Chester v Afshar [2004] 3 WLR 927 House of Lords
The claimant had suffered back pain for 6 years. This became quite severe and at times she was unable to walk or control her bladder. An MRI scan revealed that there was disc protrusion into her spinal column and she was advised to have surgery. The surgery carried a 1-2% risk that even if it was performed without negligence the operation could worsen rather than improve her condition. Her consultant neurosurgeon Mr Afshar was under a duty to warn her of this risk although he failed to do so. The claimant had the operation and unfortunately it worsened her condition. The trial judge found that the surgeon had not been negligent in performing the operation but his failure to warn her of the risk was a breach of duty. The claimant argued that if she had been warned she would not have taken the decision to have the operation straight away but would have taken time to consider other options and discuss the risks with her family and would thus not have had the surgery on the day which she did have it. She did not say she would never have had the operation. The judge held that if she had the operation on another occasion it may have been successful. He therefore found for the claimant. The defendant appealed.

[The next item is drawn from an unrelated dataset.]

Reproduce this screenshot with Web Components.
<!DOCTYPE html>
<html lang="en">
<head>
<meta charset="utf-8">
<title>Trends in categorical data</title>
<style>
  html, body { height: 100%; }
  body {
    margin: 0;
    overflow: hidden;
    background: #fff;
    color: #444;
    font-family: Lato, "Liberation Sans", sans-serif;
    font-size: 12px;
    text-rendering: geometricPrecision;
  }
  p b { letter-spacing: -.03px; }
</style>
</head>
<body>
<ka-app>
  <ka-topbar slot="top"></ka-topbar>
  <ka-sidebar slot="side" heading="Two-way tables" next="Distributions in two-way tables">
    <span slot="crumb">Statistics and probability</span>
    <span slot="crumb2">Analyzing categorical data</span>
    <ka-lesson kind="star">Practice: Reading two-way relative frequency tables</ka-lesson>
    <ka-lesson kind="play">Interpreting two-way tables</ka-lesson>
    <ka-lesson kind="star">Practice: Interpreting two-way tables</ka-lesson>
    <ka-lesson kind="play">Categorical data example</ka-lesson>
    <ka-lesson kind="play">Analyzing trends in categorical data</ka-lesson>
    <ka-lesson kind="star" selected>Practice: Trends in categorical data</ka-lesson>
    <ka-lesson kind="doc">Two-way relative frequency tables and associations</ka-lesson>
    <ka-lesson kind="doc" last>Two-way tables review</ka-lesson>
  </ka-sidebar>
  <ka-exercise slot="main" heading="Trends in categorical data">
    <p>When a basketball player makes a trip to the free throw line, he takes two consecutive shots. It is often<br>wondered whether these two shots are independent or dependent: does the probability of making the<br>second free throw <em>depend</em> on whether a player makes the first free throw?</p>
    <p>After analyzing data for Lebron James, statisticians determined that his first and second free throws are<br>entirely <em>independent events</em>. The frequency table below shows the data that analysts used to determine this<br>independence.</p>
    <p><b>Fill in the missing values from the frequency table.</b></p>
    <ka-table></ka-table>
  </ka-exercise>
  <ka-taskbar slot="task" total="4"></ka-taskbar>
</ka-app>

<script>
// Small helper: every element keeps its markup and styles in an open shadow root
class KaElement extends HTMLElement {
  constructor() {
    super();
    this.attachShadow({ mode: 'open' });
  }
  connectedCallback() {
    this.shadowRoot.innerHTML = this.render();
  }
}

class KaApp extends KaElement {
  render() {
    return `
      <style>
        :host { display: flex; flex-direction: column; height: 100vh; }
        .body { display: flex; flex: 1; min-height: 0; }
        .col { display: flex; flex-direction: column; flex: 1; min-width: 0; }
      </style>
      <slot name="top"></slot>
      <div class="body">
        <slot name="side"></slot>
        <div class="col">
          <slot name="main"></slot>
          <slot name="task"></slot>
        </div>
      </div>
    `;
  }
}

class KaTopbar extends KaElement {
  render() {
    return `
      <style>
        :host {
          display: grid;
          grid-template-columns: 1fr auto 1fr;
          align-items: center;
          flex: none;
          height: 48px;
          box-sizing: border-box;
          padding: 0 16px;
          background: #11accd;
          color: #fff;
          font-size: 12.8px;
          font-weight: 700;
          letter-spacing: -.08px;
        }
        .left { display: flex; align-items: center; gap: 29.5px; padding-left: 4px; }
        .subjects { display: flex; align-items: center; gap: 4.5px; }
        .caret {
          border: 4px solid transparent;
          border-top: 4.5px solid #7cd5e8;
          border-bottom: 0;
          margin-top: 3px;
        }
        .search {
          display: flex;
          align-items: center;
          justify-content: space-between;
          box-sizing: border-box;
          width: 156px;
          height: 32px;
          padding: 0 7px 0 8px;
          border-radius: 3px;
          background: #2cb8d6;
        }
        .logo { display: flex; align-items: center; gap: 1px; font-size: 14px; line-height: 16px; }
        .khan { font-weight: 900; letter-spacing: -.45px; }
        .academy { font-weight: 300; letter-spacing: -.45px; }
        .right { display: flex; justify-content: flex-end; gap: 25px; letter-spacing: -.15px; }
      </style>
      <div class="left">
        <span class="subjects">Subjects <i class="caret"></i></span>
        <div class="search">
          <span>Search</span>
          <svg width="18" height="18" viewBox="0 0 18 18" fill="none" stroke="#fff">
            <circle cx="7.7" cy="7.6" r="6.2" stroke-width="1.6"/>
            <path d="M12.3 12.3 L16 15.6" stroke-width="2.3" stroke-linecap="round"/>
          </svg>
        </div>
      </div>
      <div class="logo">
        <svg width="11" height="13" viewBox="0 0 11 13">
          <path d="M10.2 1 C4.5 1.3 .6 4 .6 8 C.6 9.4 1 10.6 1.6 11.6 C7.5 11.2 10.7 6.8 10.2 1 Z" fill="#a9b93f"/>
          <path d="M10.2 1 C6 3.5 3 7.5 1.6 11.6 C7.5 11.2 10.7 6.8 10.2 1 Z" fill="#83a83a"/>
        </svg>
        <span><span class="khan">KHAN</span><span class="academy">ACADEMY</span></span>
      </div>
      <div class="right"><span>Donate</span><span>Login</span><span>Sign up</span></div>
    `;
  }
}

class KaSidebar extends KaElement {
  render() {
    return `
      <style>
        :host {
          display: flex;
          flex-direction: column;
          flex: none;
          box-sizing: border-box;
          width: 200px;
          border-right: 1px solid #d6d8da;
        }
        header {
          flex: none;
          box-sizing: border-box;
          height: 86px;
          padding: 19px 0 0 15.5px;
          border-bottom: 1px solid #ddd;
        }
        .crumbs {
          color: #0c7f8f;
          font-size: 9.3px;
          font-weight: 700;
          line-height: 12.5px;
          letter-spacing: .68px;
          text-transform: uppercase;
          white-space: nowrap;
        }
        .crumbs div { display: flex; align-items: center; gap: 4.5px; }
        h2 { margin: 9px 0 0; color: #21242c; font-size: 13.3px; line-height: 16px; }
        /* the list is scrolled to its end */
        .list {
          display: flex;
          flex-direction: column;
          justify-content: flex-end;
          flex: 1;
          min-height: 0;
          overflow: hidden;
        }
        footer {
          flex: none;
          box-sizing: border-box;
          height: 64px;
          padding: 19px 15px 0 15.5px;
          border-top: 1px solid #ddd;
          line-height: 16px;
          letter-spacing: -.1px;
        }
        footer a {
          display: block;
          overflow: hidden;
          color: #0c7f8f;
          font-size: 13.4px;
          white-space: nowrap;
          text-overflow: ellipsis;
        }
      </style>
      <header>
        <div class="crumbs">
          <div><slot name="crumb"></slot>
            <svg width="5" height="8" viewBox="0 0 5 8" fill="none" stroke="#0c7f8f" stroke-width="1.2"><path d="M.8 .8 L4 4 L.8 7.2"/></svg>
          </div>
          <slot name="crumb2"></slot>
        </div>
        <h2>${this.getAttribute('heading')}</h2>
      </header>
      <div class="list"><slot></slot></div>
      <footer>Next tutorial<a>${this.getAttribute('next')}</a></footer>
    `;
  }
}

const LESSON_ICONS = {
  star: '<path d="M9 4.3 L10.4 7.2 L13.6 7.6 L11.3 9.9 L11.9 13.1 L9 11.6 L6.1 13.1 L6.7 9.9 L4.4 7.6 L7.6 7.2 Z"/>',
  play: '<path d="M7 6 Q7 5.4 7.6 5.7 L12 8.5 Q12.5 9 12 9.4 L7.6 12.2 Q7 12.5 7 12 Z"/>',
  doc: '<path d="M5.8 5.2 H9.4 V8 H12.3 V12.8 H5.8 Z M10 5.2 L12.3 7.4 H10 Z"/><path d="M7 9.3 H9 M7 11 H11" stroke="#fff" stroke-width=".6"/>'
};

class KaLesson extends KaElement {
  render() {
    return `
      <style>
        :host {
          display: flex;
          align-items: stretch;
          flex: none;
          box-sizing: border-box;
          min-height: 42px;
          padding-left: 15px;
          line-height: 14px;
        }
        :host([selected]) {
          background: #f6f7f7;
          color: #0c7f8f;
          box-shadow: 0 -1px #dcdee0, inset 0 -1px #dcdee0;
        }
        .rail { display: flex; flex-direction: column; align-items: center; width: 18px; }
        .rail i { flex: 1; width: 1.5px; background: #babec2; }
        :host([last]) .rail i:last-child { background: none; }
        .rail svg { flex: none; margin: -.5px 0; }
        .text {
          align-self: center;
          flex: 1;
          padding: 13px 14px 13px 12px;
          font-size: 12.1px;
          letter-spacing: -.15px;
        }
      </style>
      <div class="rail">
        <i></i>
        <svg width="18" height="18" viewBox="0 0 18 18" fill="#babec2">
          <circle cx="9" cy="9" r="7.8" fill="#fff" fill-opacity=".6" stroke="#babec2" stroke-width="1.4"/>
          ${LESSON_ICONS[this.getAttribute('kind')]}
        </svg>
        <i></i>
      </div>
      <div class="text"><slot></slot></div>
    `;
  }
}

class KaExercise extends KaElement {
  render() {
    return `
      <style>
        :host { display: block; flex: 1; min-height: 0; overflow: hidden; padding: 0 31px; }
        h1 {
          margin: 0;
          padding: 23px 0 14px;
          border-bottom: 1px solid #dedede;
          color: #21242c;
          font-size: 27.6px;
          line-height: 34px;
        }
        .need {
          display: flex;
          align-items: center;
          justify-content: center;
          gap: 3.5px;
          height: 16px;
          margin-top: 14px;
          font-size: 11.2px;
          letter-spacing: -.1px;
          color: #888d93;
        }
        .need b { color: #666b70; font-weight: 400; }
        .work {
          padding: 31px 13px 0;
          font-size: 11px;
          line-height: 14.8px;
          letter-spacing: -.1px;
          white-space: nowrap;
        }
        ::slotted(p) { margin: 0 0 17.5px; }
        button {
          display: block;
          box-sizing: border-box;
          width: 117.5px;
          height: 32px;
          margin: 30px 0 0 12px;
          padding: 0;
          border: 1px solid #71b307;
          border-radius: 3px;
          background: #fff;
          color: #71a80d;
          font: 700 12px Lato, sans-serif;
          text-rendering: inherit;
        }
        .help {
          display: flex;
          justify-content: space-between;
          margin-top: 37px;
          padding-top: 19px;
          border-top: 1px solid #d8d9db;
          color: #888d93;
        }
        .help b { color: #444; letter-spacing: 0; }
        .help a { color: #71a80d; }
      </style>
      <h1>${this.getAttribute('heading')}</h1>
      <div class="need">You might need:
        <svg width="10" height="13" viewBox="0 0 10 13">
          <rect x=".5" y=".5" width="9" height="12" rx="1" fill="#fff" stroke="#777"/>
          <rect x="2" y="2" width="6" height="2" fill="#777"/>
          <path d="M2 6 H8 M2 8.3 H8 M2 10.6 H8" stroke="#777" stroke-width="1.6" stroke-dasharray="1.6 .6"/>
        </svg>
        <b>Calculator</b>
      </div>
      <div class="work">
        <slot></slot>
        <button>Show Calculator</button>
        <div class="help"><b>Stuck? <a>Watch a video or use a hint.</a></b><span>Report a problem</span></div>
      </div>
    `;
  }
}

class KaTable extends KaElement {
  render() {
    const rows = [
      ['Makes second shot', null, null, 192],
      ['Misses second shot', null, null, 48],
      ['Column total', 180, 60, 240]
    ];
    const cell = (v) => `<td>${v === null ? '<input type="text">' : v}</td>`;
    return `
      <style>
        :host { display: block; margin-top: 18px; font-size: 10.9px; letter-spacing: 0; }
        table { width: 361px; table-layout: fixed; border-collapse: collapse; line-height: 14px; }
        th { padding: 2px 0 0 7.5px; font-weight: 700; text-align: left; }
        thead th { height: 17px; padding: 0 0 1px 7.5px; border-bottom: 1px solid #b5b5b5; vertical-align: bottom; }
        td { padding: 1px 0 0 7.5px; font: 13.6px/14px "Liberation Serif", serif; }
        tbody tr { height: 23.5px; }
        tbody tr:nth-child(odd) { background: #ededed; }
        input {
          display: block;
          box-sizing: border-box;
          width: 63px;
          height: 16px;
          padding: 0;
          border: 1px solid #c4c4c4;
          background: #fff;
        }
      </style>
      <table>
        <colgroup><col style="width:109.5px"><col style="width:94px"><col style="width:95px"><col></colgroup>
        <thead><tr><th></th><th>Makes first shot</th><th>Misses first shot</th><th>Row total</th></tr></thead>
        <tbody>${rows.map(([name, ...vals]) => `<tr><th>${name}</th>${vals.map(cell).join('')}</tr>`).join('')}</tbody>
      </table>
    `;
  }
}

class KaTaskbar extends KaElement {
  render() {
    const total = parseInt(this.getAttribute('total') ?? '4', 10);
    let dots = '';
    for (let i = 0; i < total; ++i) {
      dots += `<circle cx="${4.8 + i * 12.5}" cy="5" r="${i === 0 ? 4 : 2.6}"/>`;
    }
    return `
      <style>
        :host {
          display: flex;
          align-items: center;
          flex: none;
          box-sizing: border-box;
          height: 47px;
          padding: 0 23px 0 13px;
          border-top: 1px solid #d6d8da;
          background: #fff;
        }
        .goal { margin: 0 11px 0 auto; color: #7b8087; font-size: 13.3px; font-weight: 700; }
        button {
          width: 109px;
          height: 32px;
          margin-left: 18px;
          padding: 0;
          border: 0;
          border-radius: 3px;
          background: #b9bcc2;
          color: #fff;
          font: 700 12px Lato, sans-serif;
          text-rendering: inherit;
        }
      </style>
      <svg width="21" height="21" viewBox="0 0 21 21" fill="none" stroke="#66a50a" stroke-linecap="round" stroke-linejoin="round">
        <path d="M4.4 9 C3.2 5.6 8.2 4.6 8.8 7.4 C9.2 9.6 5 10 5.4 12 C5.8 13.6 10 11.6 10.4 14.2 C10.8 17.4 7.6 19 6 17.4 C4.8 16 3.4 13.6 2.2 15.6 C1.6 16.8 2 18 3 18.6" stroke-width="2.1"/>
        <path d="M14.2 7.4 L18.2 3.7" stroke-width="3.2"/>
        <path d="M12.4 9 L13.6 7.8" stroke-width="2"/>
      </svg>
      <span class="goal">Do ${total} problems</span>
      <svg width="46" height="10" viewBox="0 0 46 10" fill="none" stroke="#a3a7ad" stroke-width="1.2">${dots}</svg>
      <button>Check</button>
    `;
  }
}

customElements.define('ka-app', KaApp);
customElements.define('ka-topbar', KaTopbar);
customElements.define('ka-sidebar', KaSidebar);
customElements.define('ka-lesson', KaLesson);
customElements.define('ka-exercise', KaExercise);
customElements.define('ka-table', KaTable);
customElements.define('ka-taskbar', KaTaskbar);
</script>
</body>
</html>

The Court of Appeal dismissed the appeal and the defendant appealed to the House of Lords on the grounds of causation in that she was likely to have consented to the operation and that even if it had been on a different occassion it carried the same risk.
Held:
3:2 decision (Lord Bingham & Lord Hoffman dissenting) appeal dismissed.
Lord Hope:
"To leave the patient who would find the decision difficult without a remedy, as the normal approach to causation would indicate, would render the duty useless in the cases where it may be needed most. This would discriminate against those who cannot honestly say that they would have declined the operation once and for all if they had been warned. I would find that result unacceptable. The function of the law is to enable rights to be vindicated and to provide remedies when duties have been breached. Unless this is done the duty is a hollow one, stripped of all practical force and devoid of all content. It will have lost its ability to protect the patient and thus to fulfil the only purpose which brought it into existence. On policy grounds therefore I would hold that the test of causation is satisfied in this case. The injury was intimately involved with the duty to warn. The duty was owed by the doctor who performed the surgery that Miss Chester consented to. It was the product of the very risk that she should have been warned about when she gave her consent. So I would hold that it can be regarded as having been caused, in the legal sense, by the breach of that duty."